In a Monday morning speech at the National Press Club, the House’s No. 2 Democrat mocked Speaker John A. Boehner, R-Ohio, for recently boasting that the House under GOP rule is so transparent “you can even bring your iPad on the floor.”
“That may be the case,” Hoyer scoffed, “but you can’t bring a bill to raise the minimum wage to the floor. Or to extend unemployment insurance. Or to extend the Terrorism Risk Insurance Act. You can’t bring a bipartisan bill to fix our broken immigration system.” The Maryland lawmaker also painted a picture of Republican extremism and unwillingness to work across the aisle by shining the spotlight on one of the GOP’s biggest stars: Budget Chairman and 2012 vice presidential candidate Paul D. Ryan.

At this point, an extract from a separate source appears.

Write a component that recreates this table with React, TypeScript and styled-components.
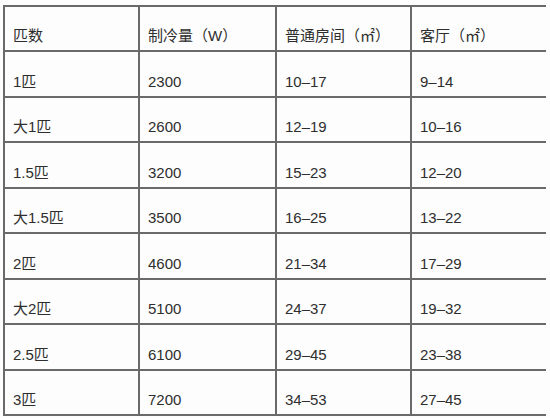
import React from "react";
import styled, { createGlobalStyle } from "styled-components";

const Global = createGlobalStyle`
  html, body { margin: 0; padding: 0; background: #fdfdfd; }
  body { font-family: "Liberation Sans", "Noto Sans CJK SC", sans-serif; }
`;

const Page = styled.div`
  width: 550px;
  height: 418px;
  padding: 5px 0 0 3px;
  box-sizing: border-box;
  background: #fdfdfd;
`;

const Grid = styled.div`
  display: grid;
  width: 543px;
  height: 411px;
  box-sizing: border-box;
  grid-template-columns: 133px 135px 133px 134px;
  grid-template-rows: repeat(9, 1fr);
  gap: 2px;
  padding: 2px;
  background: #6a6a6a;
  color: #2e2e2e;
  font-size: 15px;
`;

const Cell = styled.div`
  background: #fdfdfd;
  display: flex;
  align-items: flex-end;
  padding: 0 0 5px 8px;
  line-height: 18px;
  white-space: nowrap;
`;

const header = ["匹数", "制冷量（W）", "普通房间（㎡）", "客厅（㎡）"];
const rows: string[][] = [
  ["1匹", "2300", "10–17", "9–14"],
  ["大1匹", "2600", "12–19", "10–16"],
  ["1.5匹", "3200", "15–23", "12–20"],
  ["大1.5匹", "3500", "16–25", "13–22"],
  ["2匹", "4600", "21–34", "17–29"],
  ["大2匹", "5100", "24–37", "19–32"],
  ["2.5匹", "6100", "29–45", "23–38"],
  ["3匹", "7200", "34–53", "27–45"],
];

export default function App() {
  return (
    <Page>
      <Global />
      <Grid>
        {header.map((h) => (
          <Cell key={h}>{h}</Cell>
        ))}
        {rows.map((r) =>
          r.map((c, i) => <Cell key={r[0] + i}>{c}</Cell>)
        )}
      </Grid>
    </Page>
  );
}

“’Atlas Shrugged,’ the Ayn Rand novel that Paul Ryan often cites as inspiration for the ideology he and many other House Republicans share, says this about compromise, and I quote, ‘There are two sides to every issue; one is right, and the other is wrong, but the middle is always evil.’
“Compromise is not evil,” Hoyer said.
Later, during a question-and-answer session with reporters, Hoyer said he didn’t know who the next chairman of the Ways and Means Committee would be, even though conventional wisdom holds it will be Ryan. He did, however, hint that the “Atlas Shrugged” passage could be a harbinger for whether the chamber can successfully tackle a much-sought rewrite of the nation’s tax laws.
Outgoing chairman Dave Camp, R-Mich., Hoyer said, “worked in a bipartisan fashion” to craft a tax-code overhaul bill.
“It wasn’t a bipartisan bill that he presented, but in our perspective … [Camp] presented a bill that was an honest bill. What do I mean by that? He made the tradeoffs,” he continued. “The speaker’s response to a real bill making real tradeoffs was ‘blah, blah, blah, blah ‘ in response to a question, ‘What are you gonna do about that bill?’ Completely dismissing it.”
Though Hoyer’s prepared remarks, which ran for about 20 minutes, were sold as the Democrats’ closing argument before the midterms, he fielded 40 minutes-worth of questions from speech attendants that touched on politics and policy.
Though he wouldn’t predict that his party would reclaim the House majority in November, Hoyer said he’s been to 83 districts and observed “an extraordinarily able group of [Democratic] candidates” in close races around the country. He was, however, adamant that the Senate would stay in Democratic hands and “win sufficient numbers of seats so that we will have over 50 members.”
Regarding airstrikes and military action in Syria to target the insurgent terrorist group known as the Islamic State, Hoyer said he didn’t think Congress would be called back before the lame-duck November session to vote on a formal Authorization for Use of Military Force measure.
He did think debate on the issue would take place in November and December, despite Boehner saying last week that the matter would best be handled by the new congress in January, and added that congress would ultimately have to make “an honest assessment of the cast” of combating the Islamic State, “not with rose-colored glasses but realistically.”
Hoyer also dismissed speculation that there were “schisms” among House Democrats who were anti-war, war wary or pro-military intervention, saying there was “no acrimonious debate within our caucus.”